Single by John Farnham

from the album Chain Reaction
- B-side: "Chains Around the Heart"; "The Time Has Come";
- Released: 12 November 1990
- Length: 3:45
- Label: RCA, Wheatley, Sony BMG
- Songwriters: Ross Fraser, John Farnham, Phil Buckle
- Producer: Ross Fraser

John Farnham singles chronology
| "That's Freedom" (1990) | "Burn for You" (1990) | "In Days to Come" (1991) |

= Burn for You (John Farnham song) =

1990 single by John Farnham

"Burn for You" is a song by Australian pop rock singer John Farnham. It was released in November 1990 as the third single from his 14th studio album, Chain Reaction. The song peaked at number five on the Australian Singles Chart. At the ARIA Music Awards of 1991, it won the Song of the Year.

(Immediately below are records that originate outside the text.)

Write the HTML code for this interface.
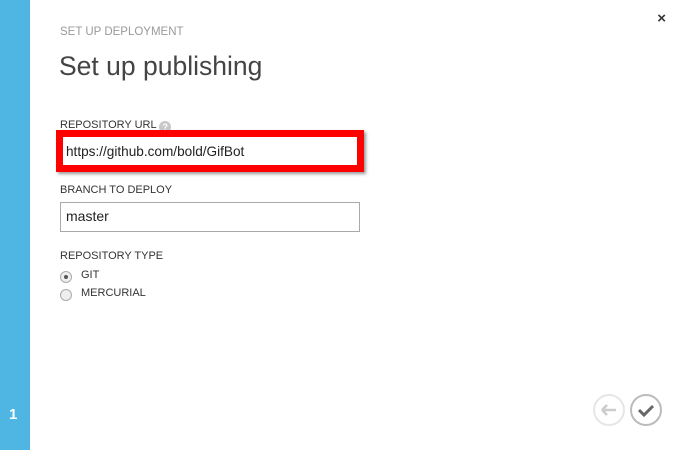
<!DOCTYPE html>
<html><head><style>
body{margin:0;width:680px;height:450px;background:#fff;font-family:"Segoe UI","Liberation Sans",sans-serif;position:relative;overflow:hidden;color:#333}
.side{position:absolute;left:0;top:0;width:30px;height:450px;background:#4fb5e2}
.num{position:absolute;left:9px;top:406px;color:#fff;font-size:15px;font-weight:bold}
.a{position:absolute}
.lbl{font-size:11px;color:#333}
</style></head><body>
<div class="side"></div><div class="num">1</div>
<div class="a" style="right:14px;top:10px;font-size:15px;font-weight:bold;color:#333">×</div>
<div class="a" style="left:60px;top:26px;font-size:11.5px;color:#9a9a9a">SET UP DEPLOYMENT</div>
<div class="a" style="left:59px;top:51px;font-size:26.5px;font-weight:300;color:#444">Set up publishing</div>
<div class="a lbl" style="left:60px;top:119px">REPOSITORY URL <span style="display:inline-block;width:12px;height:12px;border-radius:50%;background:#c8c8c8;color:#fff;font-size:9px;text-align:center;line-height:12px;font-weight:bold;vertical-align:-2px">?</span></div>
<div class="a" style="left:56px;top:130px;width:294px;height:28px;border:7px solid #f00;box-shadow:2px 2px 3px #999"></div>
<div class="a" style="left:66px;top:144px;font-size:13.6px;color:#222">https://github.com/bold/GifBot</div>
<div class="a lbl" style="left:60px;top:184px">BRANCH TO DEPLOY</div>
<div class="a" style="left:60px;top:202px;width:298px;height:28px;border:1px solid #aaa"></div>
<div class="a" style="left:66px;top:208px;font-size:14px;color:#222">master</div>
<div class="a lbl" style="left:60px;top:250px">REPOSITORY TYPE</div>
<div class="a" style="left:60px;top:271px;width:10px;height:10px;border:1px solid #aaa;border-radius:50%;background:#eee"><div style="margin:3px;width:4px;height:4px;border-radius:50%;background:#555"></div></div>
<div class="a lbl" style="left:81px;top:269px">GIT</div>
<div class="a" style="left:60px;top:289px;width:10px;height:10px;border:1px solid #aaa;border-radius:50%;background:#eee"></div>
<div class="a lbl" style="left:81px;top:287px">MERCURIAL</div>
<svg class="a" style="left:590px;top:392px" width="80" height="38">
<circle cx="19" cy="18" r="15" fill="none" stroke="#e6e6e6" stroke-width="2"/>
<path d="M12 18h14M12 18l5-5M12 18l5 5" stroke="#ccc" stroke-width="2.5" fill="none"/>
<circle cx="56" cy="18" r="15" fill="none" stroke="#bbb" stroke-width="2"/>
<path d="M49 18l5 5 9-9" stroke="#666" stroke-width="3" fill="none"/>
</svg>
</body></html>
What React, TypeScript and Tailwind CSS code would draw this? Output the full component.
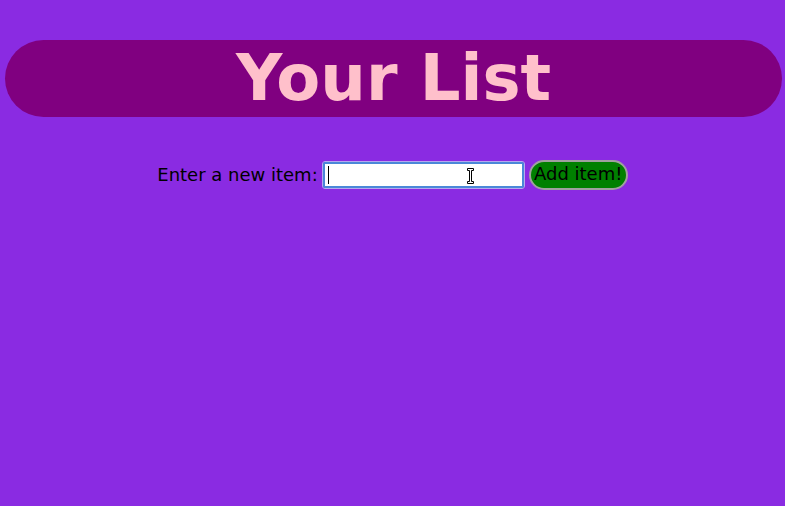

B-side "Chains Around the Heart" was later recorded by Richard Marx under the title "Chains Around My Heart".

==Track listings==
- Australian CD and 7-inch single
1. "Burn for You" (Ross Fraser, John Farnham, Phil Buckle) - 3:45
2. "Chains Around the Heart" (Richard Marx, Fee Waybill) - 6:36

- 12-inch single
3. "Burn for You" (Buckle, Fraser, Farnham) - 3:45
4. "The Time Has Come" (James Creighton, Farnham, Fraser) - 4:55
5. "Chains Around the Heart" (Richard Marx, Fee Waybill) - 6:36

==Charts==
===Weekly charts===

| Chart (1990–1991) | Peak position |
|---|---|
| Australia (ARIA) | 5 |
| UK Airplay (Music Week) | 55 |

===Year-end charts===

| Chart (1990) | Position |
|---|---|
| Australia (ARIA) | 82 |

==Certifications==

| Region | Certification | Certified units/sales |
| Australia (ARIA) | Gold | 35,000^{^} |
^{^} Shipments figures based on certification alone.